Bad players are fundamentally uninterested in learning, so they play DPS because its the default and they don’t know how to use situational utility because the game never demands that they learn it since not every class has either a purge or a dispel, so the game never really bothers to make it a “default” mechanic that they have to learn.
I think bad DPS will always gravitate upwards, granted at a slower pace compared to good DPS, because WoW PvE is a static challenge and if you get enough gear, you’ll eventually be able to manage to do some 10s or whatever, even if people could do the same content better with 15-20 less ilvl than they had.
Yes they should but it’s also not an excuse to not try to improve the situation either.
The reason why dps do not help out with specific mechanics that healers/tanks can handle is because a healer/tank losing a gcd to handle it is less of a damage loss than a dps handling it. So it is optimal (in some situations not all) for healers/tanks to do the thing.
Obviously this doesn’t apply to all things. And even when it is optimal sometimes the healers/tanks need help. So dps should be ready to cover for them if that’s the case.
The problem is when the general community doesn’t understand the what/why it is being done.
I think it’s a mixture of both to be honest, but there’s definitely more that should be done to not make the DPS role the obvious default role (I understand that it has to be the default role due to some classes not having a tank/heal spec).
That’s precisely what I’m hoping for the game to improve on, at least that it’ll reduce the amount of players that fail upwards within keys.
Yes, and I realize that we can’t fix that, but the way I see it this will at least reduce the amount of people and the pace of which they fail upwards. If overgearing content allows you to pull your weight in it, you’re still pulling your weight in it.
In a coordinated group, absolutely.
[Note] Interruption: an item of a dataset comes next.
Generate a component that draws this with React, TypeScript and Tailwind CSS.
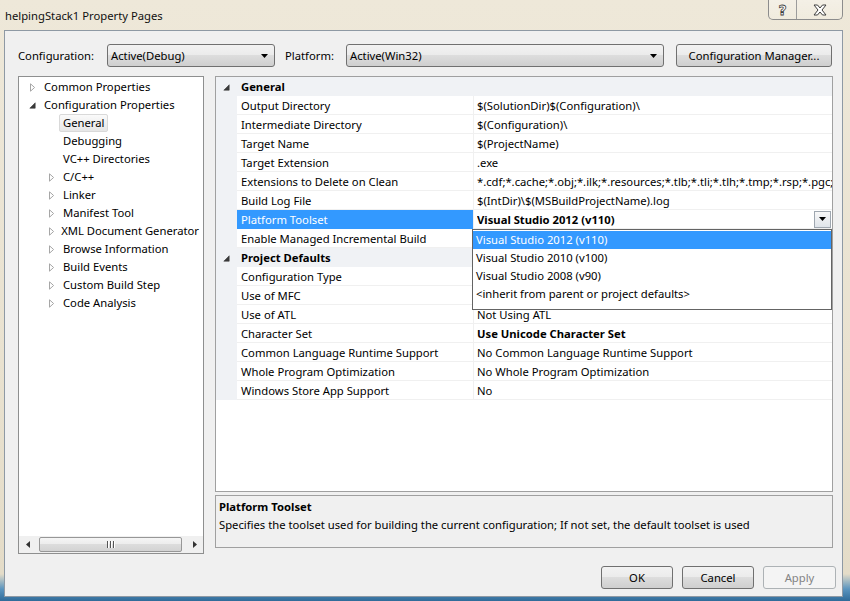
import React from "react";

const Collapsed = () => (
  <svg width="7" height="9" viewBox="0 0 7 9">
    <path d="M1.5 0.8 L5.6 4.5 L1.5 8.2 Z" fill="#ffffff" stroke="#a6a6a6" strokeWidth="1" />
  </svg>
);
const Expanded = () => (
  <svg width="7" height="7" viewBox="0 0 7 7">
    <path d="M6.2 0.8 L6.2 6.2 L0.8 6.2 Z" fill="#3a3a3a" stroke="#3a3a3a" strokeWidth="0.6" />
  </svg>
);
const DownArrow = ({ w = 7 }: { w?: number }) => (
  <svg width={w} height="4" viewBox="0 0 7 4">
    <path d="M0 0 L7 0 L3.5 4 Z" fill="#000" />
  </svg>
);

type TI = { level: 0 | 1; label: string; exp?: "c" | "e"; sel?: boolean };
const tree: TI[] = [
  { level: 0, label: "Common Properties", exp: "c" },
  { level: 0, label: "Configuration Properties", exp: "e" },
  { level: 1, label: "General", sel: true },
  { level: 1, label: "Debugging" },
  { level: 1, label: "VC++ Directories" },
  { level: 1, label: "C/C++", exp: "c" },
  { level: 1, label: "Linker", exp: "c" },
  { level: 1, label: "Manifest Tool", exp: "c" },
  { level: 1, label: "XML Document Generator", exp: "c" },
  { level: 1, label: "Browse Information", exp: "c" },
  { level: 1, label: "Build Events", exp: "c" },
  { level: 1, label: "Custom Build Step", exp: "c" },
  { level: 1, label: "Code Analysis", exp: "c" },
];

type Row =
  | { cat: string }
  | { name: string; value: string; bold?: boolean; sel?: boolean; drop?: boolean };
const rows: Row[] = [
  { cat: "General" },
  { name: "Output Directory", value: "$(SolutionDir)$(Configuration)\\" },
  { name: "Intermediate Directory", value: "$(Configuration)\\" },
  { name: "Target Name", value: "$(ProjectName)" },
  { name: "Target Extension", value: ".exe" },
  {
    name: "Extensions to Delete on Clean",
    value:
      "*.cdf;*.cache;*.obj;*.ilk;*.resources;*.tlb;*.tli;*.tlh;*.tmp;*.rsp;*.pgc;*.pgd;*.meta;*.tlog;*.manifest;*.res",
  },
  { name: "Build Log File", value: "$(IntDir)\\$(MSBuildProjectName).log" },
  { name: "Platform Toolset", value: "Visual Studio 2012 (v110)", bold: true, sel: true, drop: true },
  { name: "Enable Managed Incremental Build", value: "" },
  { cat: "Project Defaults" },
  { name: "Configuration Type", value: "" },
  { name: "Use of MFC", value: "" },
  { name: "Use of ATL", value: "Not Using ATL" },
  { name: "Character Set", value: "Use Unicode Character Set", bold: true },
  { name: "Common Language Runtime Support", value: "No Common Language Runtime Support" },
  { name: "Whole Program Optimization", value: "No Whole Program Optimization" },
  { name: "Windows Store App Support", value: "No" },
];

const options = [
  "Visual Studio 2012 (v110)",
  "Visual Studio 2010 (v100)",
  "Visual Studio 2008 (v90)",
  "<inherit from parent or project defaults>",
];

function Combo({ text, w }: { text: string; w: string }) {
  return (
    <div
      className={`${w} h-[23px] rounded-[3px] border border-[#707070] bg-[linear-gradient(to_bottom,#f2f2f2_0%,#ebebeb_50%,#dddddd_50%,#cfcfcf_100%)] flex items-center pl-[3px] pr-[6px]`}
    >
      <span className="flex-1 whitespace-nowrap">{text}</span>
      <DownArrow />
    </div>
  );
}

function Button({ text, w, disabled }: { text: string; w: string; disabled?: boolean }) {
  return (
    <div
      className={
        disabled
          ? `${w} h-[23px] rounded-[3px] border border-[#adb2b5] bg-[#f4f4f4] text-[#838383] flex items-center justify-center`
          : `${w} h-[23px] rounded-[3px] border border-[#707070] bg-[linear-gradient(to_bottom,#f2f2f2_0%,#ebebeb_50%,#dddddd_50%,#cfcfcf_100%)] flex items-center justify-center`
      }
    >
      {text}
    </div>
  );
}

export default function App() {
  return (
    <div className="w-[850px] h-[601px] overflow-hidden flex flex-col font-['Noto_Sans',sans-serif] text-[11.25px] leading-[18px] text-black bg-[linear-gradient(to_bottom,#eee8d9_0%,#e9e2d0_60%,#e4dcc8_95.5%,#5b95bf_98%,#2f6b99_100%)]">
      {/* Title bar */}
      <div className="h-[30px] shrink-0 flex items-start">
        <div className="pl-[5px] pt-[7px] text-[#101010]">helpingStack1 Property Pages</div>
        <div className="ml-auto mr-[7px] flex h-[20px] border border-t-0 border-[#8c8c8c] rounded-b-[5px] bg-[linear-gradient(to_bottom,rgba(255,255,255,0.35),rgba(255,255,255,0.15))]">
          <div className="w-[28px] flex items-center justify-center border-r border-[#9c9c9c]">
            <span className="text-[14px] font-bold leading-[14px] text-white [-webkit-text-stroke:0.8px_#3f3f3f] font-['DejaVu_Sans',sans-serif]">
              ?
            </span>
          </div>
          <div className="w-[45px] flex items-center justify-center">
            <svg width="14" height="12" viewBox="0 0 14 12">
              <path
                d="M1 1 H4.5 L7 4 L9.5 1 H13 L9 6 L13 11 H9.5 L7 8 L4.5 11 H1 L5 6 Z"
                fill="#ffffff"
                stroke="#3f3f3f"
                strokeWidth="1"
                strokeLinejoin="round"
              />
            </svg>
          </div>
        </div>
      </div>

      {/* Client area */}
      <div className="ml-[4px] mr-[7px] h-[567px] shrink-0 bg-[#f0f0f0] border border-[#8e99a4] flex flex-col pl-[13px] pr-[9px] pt-[13px]">
        {/* toolbar */}
        <div className="h-[23px] flex items-center">
          <span className="w-[89px]">Configuration:</span>
          <Combo text="Active(Debug)" w="w-[168px]" />
          <span className="ml-[10px] w-[61px]">Platform:</span>
          <Combo text="Active(Win32)" w="w-[318px]" />
          <div className="ml-[12px]">
            <Button text="Configuration Manager..." w="w-[156px]" />
          </div>
        </div>

        {/* content */}
        <div className="mt-[9px] flex gap-[11px]">
          {/* Tree */}
          <div className="w-[186px] h-[478px] border border-[#8e8f8f] bg-white flex flex-col">
            <div className="flex-1 pt-[1px]">
              {tree.map((t, i) => (
                <div
                  key={i}
                  className={`h-[18px] flex items-center whitespace-nowrap ${t.level === 0 ? "pl-[10px]" : "pl-[29px]"}`}
                >
                  <div className="w-[15px] h-[18px] flex items-center">
                    {t.exp === "c" ? <Collapsed /> : t.exp === "e" ? <Expanded /> : null}
                  </div>
                  <span
                    className={
                      t.sel
                        ? "-ml-[4px] px-[3px] h-[18px] leading-[16px] border border-[#d9d9d9] rounded-[2px] bg-[linear-gradient(to_bottom,#fafafa,#e6e6e6)]"
                        : "-ml-[4px] px-[3px] h-[18px] leading-[16px] border border-transparent"
                    }
                  >
                    {t.label}
                  </span>
                </div>
              ))}
            </div>
            {/* horizontal scrollbar */}
            <div className="h-[17px] flex items-center bg-[#f0f0f0]">
              <div className="w-[17px] h-full flex items-center justify-center">
                <svg width="4" height="7" viewBox="0 0 4 7">
                  <path d="M4 0 L4 7 L0 3.5 Z" fill="#333" />
                </svg>
              </div>
              <div className="ml-[3px] w-[143px] h-[15px] rounded-[2px] border border-[#979797] bg-[linear-gradient(to_bottom,#f5f5f5_0%,#ececec_50%,#dcdcdc_50%,#d3d3d3_100%)] flex items-center justify-center">
                <svg width="8" height="7" viewBox="0 0 8 7">
                  <rect x="0" y="0" width="2" height="7" fill="#555" />
                  <rect x="3" y="0" width="2" height="7" fill="#555" />
                  <rect x="6" y="0" width="2" height="7" fill="#555" />
                  <rect x="1" y="0" width="1" height="7" fill="#fff" />
                  <rect x="4" y="0" width="1" height="7" fill="#fff" />
                  <rect x="7" y="0" width="1" height="7" fill="#fff" />
                </svg>
              </div>
              <div className="ml-auto w-[17px] h-full flex items-center justify-center">
                <svg width="4" height="7" viewBox="0 0 4 7">
                  <path d="M0 0 L0 7 L4 3.5 Z" fill="#333" />
                </svg>
              </div>
            </div>
          </div>

          {/* Right column */}
          <div className="w-[618px] flex flex-col">
            <div className="relative h-[416px] border border-[#a0a0a0] bg-white">
              {rows.map((r, i) =>
                "cat" in r ? (
                  <div key={i} className="h-[19px] flex items-center bg-[#f0f2f5] whitespace-nowrap pt-[1px]">
                    <div className="w-[21px] h-full flex items-center pl-[7px]">
                      <Expanded />
                    </div>
                    <span className="pl-[4px] font-bold">{r.cat}</span>
                  </div>
                ) : (
                  <div key={i} className="h-[19px] flex bg-[#f0f2f5] whitespace-nowrap">
                    <div className="w-[21px] shrink-0" />
                    <div
                      className={
                        r.sel
                          ? "w-[236px] shrink-0 h-full flex items-center pl-[4px] pt-[1px] bg-[#3399ff] text-white"
                          : "w-[236px] shrink-0 h-full flex items-center pl-[4px] pt-[1px] bg-white border-b border-[#f0f0f0]"
                      }
                    >
                      {r.name}
                    </div>
                    <div className="w-[1px] bg-[#f0f0f0] shrink-0" />
                    <div className="flex-1 min-w-0 h-full flex items-center pl-[3px] bg-white border-b border-[#f0f0f0] overflow-hidden">
                      <span className={r.bold ? "font-bold flex-1 overflow-hidden pt-[1px]" : "flex-1 overflow-hidden pt-[1px]"}>
                        {r.value}
                      </span>
                      {r.drop && (
                        <div className="w-[17px] h-[17px] mr-[1px] shrink-0 border border-[#9fa7b0] bg-[linear-gradient(to_bottom,#f8f8f8,#dfe4ea)] flex items-center justify-center">
                          <DownArrow w={7} />
                        </div>
                      )}
                    </div>
                  </div>
                )
              )}

              {/* Dropdown list */}
              <div className="absolute left-[256px] top-[152px] w-[360px] h-[81px] bg-white border border-[#646464] pt-[1px]">
                {options.map((o, i) => (
                  <div
                    key={i}
                    className={
                      i === 0
                        ? "h-[18px] flex items-center pl-[3px] bg-[#3399ff] text-white whitespace-nowrap"
                        : "h-[18px] flex items-center pl-[3px] whitespace-nowrap"
                    }
                  >
                    {o}
                  </div>
                ))}
              </div>
            </div>

            {/* Description */}
            <div className="mt-[3px] h-[53px] border border-[#a0a0a0] bg-[#f0f0f0] pl-[3px] pt-[2px]">
              <div className="font-bold">Platform Toolset</div>
              <div>Specifies the toolset used for building the current configuration; If not set, the default toolset is used</div>
            </div>
          </div>
        </div>

        {/* Buttons */}
        <div className="mt-[12px] flex justify-end gap-[9px] -mr-[3px]">
          <Button text="OK" w="w-[72px]" />
          <Button text="Cancel" w="w-[72px]" />
          <Button text="Apply" w="w-[73px]" disabled />
        </div>
      </div>
    </div>
  );
}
But bad players aren’t skipping their kicks because they’re tracking their interrupt trackers and trust that the Prot Paladin has it because Rebuke will be up in time for the big AoE.
They’re just not thinking about kicks at all.
TBH I think going for more carrot than stick would be the solution here.
YMMV, but in my experience, Mages tend to be on the ball with purges and Warriors are often very good at managing spellcasters. Why? Because their toolkit directly rewards them for it. A Warrior can do insane damage with spell reflect and Mages can get some pretty gnarly buffs if they spellsteal the right mob.
Obviously those are fairly niche situations, but I think rewarding DPS for good utility play with more damage probably would improve overall play better than simply upping the difficulty.
I think that if you gave people a tangible reward for hitting their utility buttons, like giving resources when you purge/dispel/interrupt, you’d probably be able to train a lot of the “bad but can improve” players into using their utility.
Not possible.
Dont most classes have some benefit tied to interrupting at this point
The problem with the carrot is that no matter how rewarding you make tanks play, people won’t pick them unless they overshadow DPS enough to render DPS useless, as there’s such an increased burden that comes along with playing a tank.
Alternatively, you make tanks unable to die so that they can’t fail either. Which we all know wouldn’t be good for the game.
Sure, but then you need a substantial nerf to DPS that is only countered by using utility properly. Would the community really receive a lets say 30% nerf that happily, just to be able to get back to square one if they use their toolkit optimally?
The carrot must be big enough to chase after all.
Even then you still have the imbalance of tanks/healers getting the stick, but DPS still don’t get the stick.
Removing the need for tanks is always a solution. Why does the game need one role to overtly allow others to even push buttons?
Not a reasonable solution
To be honest, yeah. That would solve so many problems in a heartbeat, but it’s not reasonable and would never be well received.